Agustín Edwards Eastman, dono do maior conglomerado economico chileno da época, o grupo Edwards, e especialmente do diário El Mercurio. Com 130 mil exemplares, é o órgão de imprensa mais poderoso do país. Edwards veio a Washington imediatamente. Encontro no Salão Oval na companhia da famosa dupla Nixon-Kissinger, do diretor da CIA Richard Helms e… Donald Kendall, “gerente geral” da Pepsi-Cola.
Edwards busca uma acção militar que impeça Allende de assumir o cargo. Ele completa com algumas informações confidenciais sobre os oficiais chilenos dispostos a participar da conspiração.
Nixon, batendo na mesa com o punho, gritou mais do que disse: “Devemos esmagar esse filho da p... a todo custo” - . Allende é condenado à morte !
Nixon convocou o director da CIA de volta ao seu covil: “Há talvez uma chance em dez de sucesso, mas devemos salvar o Chile!”. Salvar, salvar, salvar, é a palavra de ordem da democracia americana: Vietname, Iraque, Afganistao, Libia,Somàlia, Siria, Panamà, Cuba, Venezuela...etc, etc.
O remédio vai chegar ...Façam a economia gritar! » Nixon deu instruções directas à CIA . Aumentam as medidas retaliatórias: bloqueio de bens e activos chilenos nos Estados Unidos, recusa de máquinas e peças de reposição para as minas, manobras internacionais para impedir a consolidação da dívida de Santiago, pressão sobre o preço do cobre, penhora das exportações deste metal para Europa... O Fundo Monetário Internacional (FMI) e o Banco Mundial (BM), uma organização neutra liderada desde 1968 por Robert McNamara, o arquitecto da escalada militar contra o Vietname, recusam qualquer empréstimo a Santiago.
O condor dos Andes sente o odor do sangue na Moneda...Li algures que o embaixador americano em Portugal, apos o Movimento do MFA, teria feito um desenho aos generais para que compreendam o que isso signifca.

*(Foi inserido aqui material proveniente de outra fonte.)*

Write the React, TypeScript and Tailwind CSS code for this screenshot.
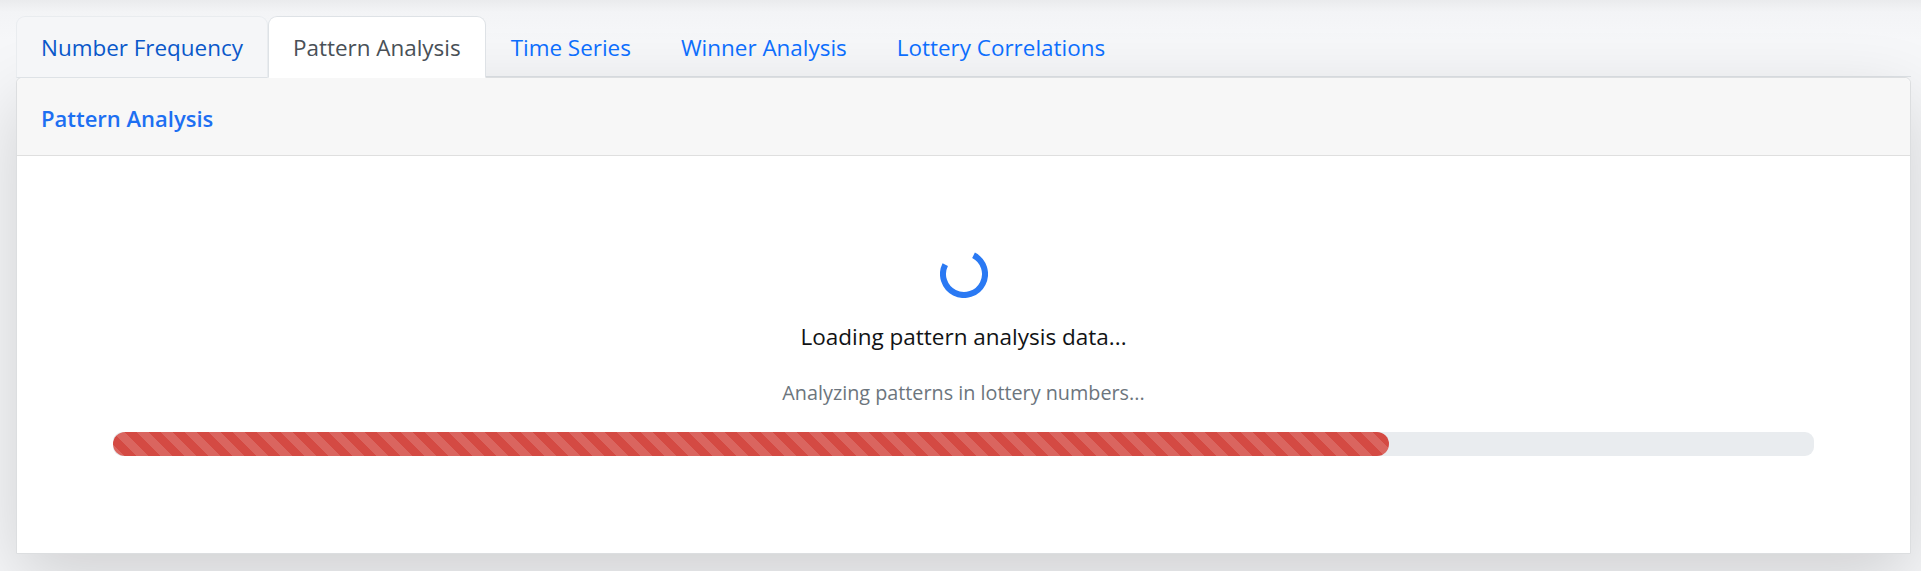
import React from "react";

const tabs = [
  { label: "Number Frequency", state: "hover" },
  { label: "Pattern Analysis", state: "active" },
  { label: "Time Series", state: "idle" },
  { label: "Winner Analysis", state: "idle" },
  { label: "Lottery Correlations", state: "idle" },
];

function Spinner() {
  const r = 21;
  const c = 2 * Math.PI * r;
  const arc = (268 / 360) * c;
  return (
    <svg width="48" height="48" viewBox="0 0 48 48" className="block">
      <circle
        cx="24"
        cy="24"
        r={r}
        fill="none"
        stroke="#2a79f3"
        strokeWidth="6"
        strokeDasharray={`${arc} ${c - arc}`}
        transform="rotate(297 24 24)"
      />
    </svg>
  );
}

export default function App() {
  return (
    <div
      className="min-h-[571px] w-full bg-[linear-gradient(to_bottom,#eaebed_0px,#f3f4f6_12px,#f6f7f9_40px)] pl-4 pr-[10px] pt-4 overflow-hidden"
      style={{ fontFamily: '"Open Sans", "Noto Sans", sans-serif' }}
    >
      {/* Tabs */}
      <div className="flex h-[61px] border-b border-[#dee2e6]">
        {tabs.map((t) => {
          const base =
            "-mb-px flex h-[62px] items-center px-6 pt-[2px] text-[22.45px] leading-[36px] rounded-t-[9px] border";
          const cls =
            t.state === "active"
              ? "bg-white text-[#495057] border-[#dee2e6] border-b-white"
              : t.state === "hover"
              ? "bg-[#f5f6f8] text-[#0a58ca] border-[#e9ecef] border-b-[#dee2e6]"
              : "text-[#0d6efd] border-transparent";
          return (
            <div key={t.label} className={`${base} ${cls}`}>
              {t.label}
            </div>
          );
        })}
      </div>

      {/* Card */}
      <div className="rounded-t-[6px] border border-[#dcdee0] bg-white shadow-[0_24px_72px_rgba(0,0,0,0.16)]">
        <div className="flex h-[78px] items-center border-b border-[#dfdfdf] bg-[#f7f7f7] px-6 pt-[4px] rounded-t-[6px]">
          <span className="text-[22px] font-semibold text-[#1d6ff2]">Pattern Analysis</span>
        </div>
        <div className="flex flex-col items-center px-24 pt-[94px] pb-[97px]">
          <Spinner />
          <p className="mt-[21px] text-[22.5px] leading-[36px] text-[#111315]">
            Loading pattern analysis data...
          </p>
          <p className="mt-[23px] text-[19.8px] leading-[30px] text-[#6c757d]">
            Analyzing patterns in lottery numbers...
          </p>
          <div className="mt-[24px] h-6 w-full rounded-[9px] bg-[#e9ecef]">
            <div
              className="h-6 rounded-full bg-[#d44a43] bg-[linear-gradient(45deg,rgba(255,255,255,0.15)_25%,transparent_25%,transparent_50%,rgba(255,255,255,0.15)_50%,rgba(255,255,255,0.15)_75%,transparent_75%,transparent)] bg-[length:24px_24px]"
              style={{ width: "75%" }}
            />
          </div>
        </div>
      </div>
    </div>
  );
}
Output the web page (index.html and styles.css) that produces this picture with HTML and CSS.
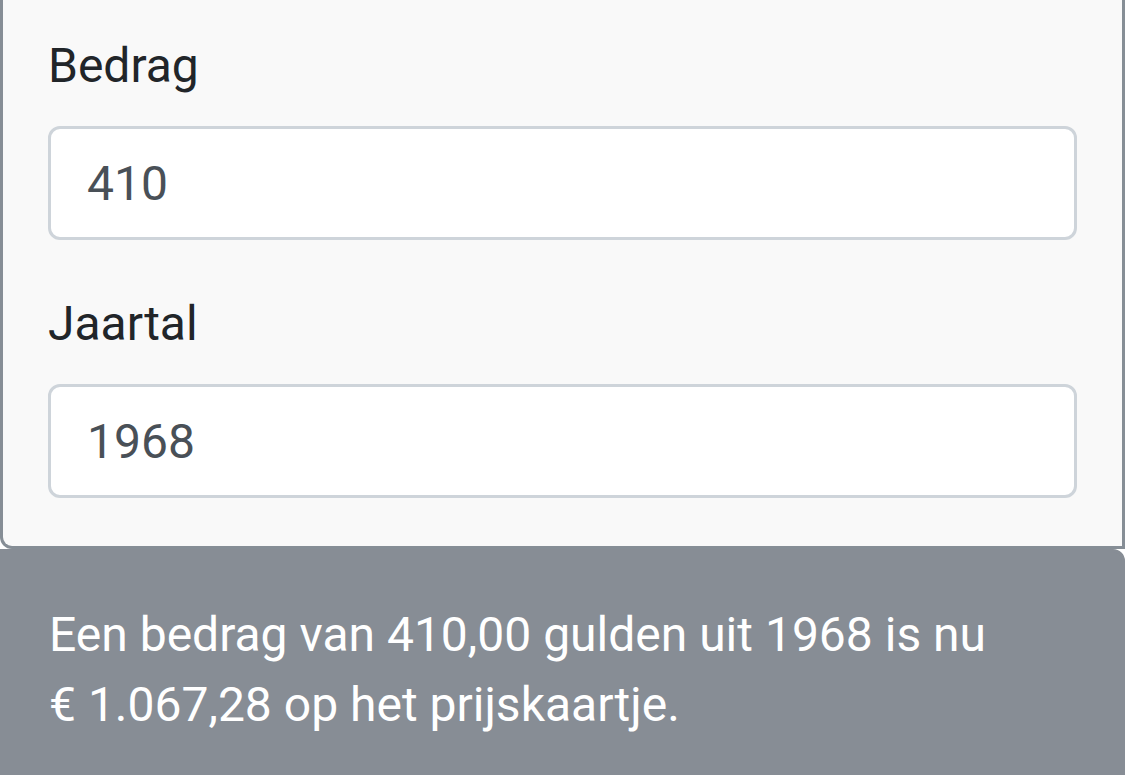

Verdade, Senhor Embaixador Seixas da Costa?
PS) Kissinger recebeu o Prémio Nobel da Paz....
Confesso que vivi...
é escusado: não posso ter outro partido senão o da liberdade. (Torga)
Hoje, melhor ontem falou-se do golpe que derrubou o Presidente eleito, falou-se da democracia, mas os que falaram, incluindo os que fizeram aquele número em Santiago, nunca mencionaram os verdadeiros autores e financiadores do golpe. Então, como agora, não se toca em quem manda e diz como se defende a demoracia.
Não se arrependeu e muito bem, de facto 11/09/1973 é um dia negro.
Do de 2001, andava a passear pelo quarteirão perto do trabalho da minha mãe a poucos dias de começarem as aulas do meu 9.º ano, quando, ao passar por uma taberna conhecida pelo simpático papagaio que estava à porta, me apercebi das notícias.
Há datas que nos marcam. Comigo foi o 9 de Novembro (de alegria com a queda do muro de Berlim) e agora o 24 de Fevereiro (para chorar).
Brilhante súmula aquela feita, redigida, por Joaquim de Freitas. Magnífica!
Ainda hoje me lembro como se fosse nesse dia. Fiquei chocado!
Naturalmente, para um Fascista, ou da Direitalha Neoliberal, aquela data nada lhes diz. Preferem outras, menos significativas.
Depois, convém recordar que uns tantos trastes como Margaret Thatcher receberam carinhosamente o patife do Pinochet, com todo o carinho. Uma canalha política acabada! Repulsiva. E outro traste, Milton Friedman, da famosa Escola de Chicago, encontrou-se com Pinochet pelo menos umas 3 vezes (pelo menos menos 1 ou 2 vezes com o traste de Kissinger)), servindo o Chile sob as garras de Pinochet de cobaia para as suas efabulações abjectas Neoliberais, hoje acarinhadas por essa coisa que dá pelo nome de Iniciativa Liberal.
Sim, fez bem em recordar uma vez mais esse outro e muito mais importante, pela sua dimensão trágica, 11 de Setembro - o de 1993.
a) P. Rufino
Correcção: 1973( por lapso, escrevi 1993). E António Costa fez muito bem em ter estado nessa cerimónia.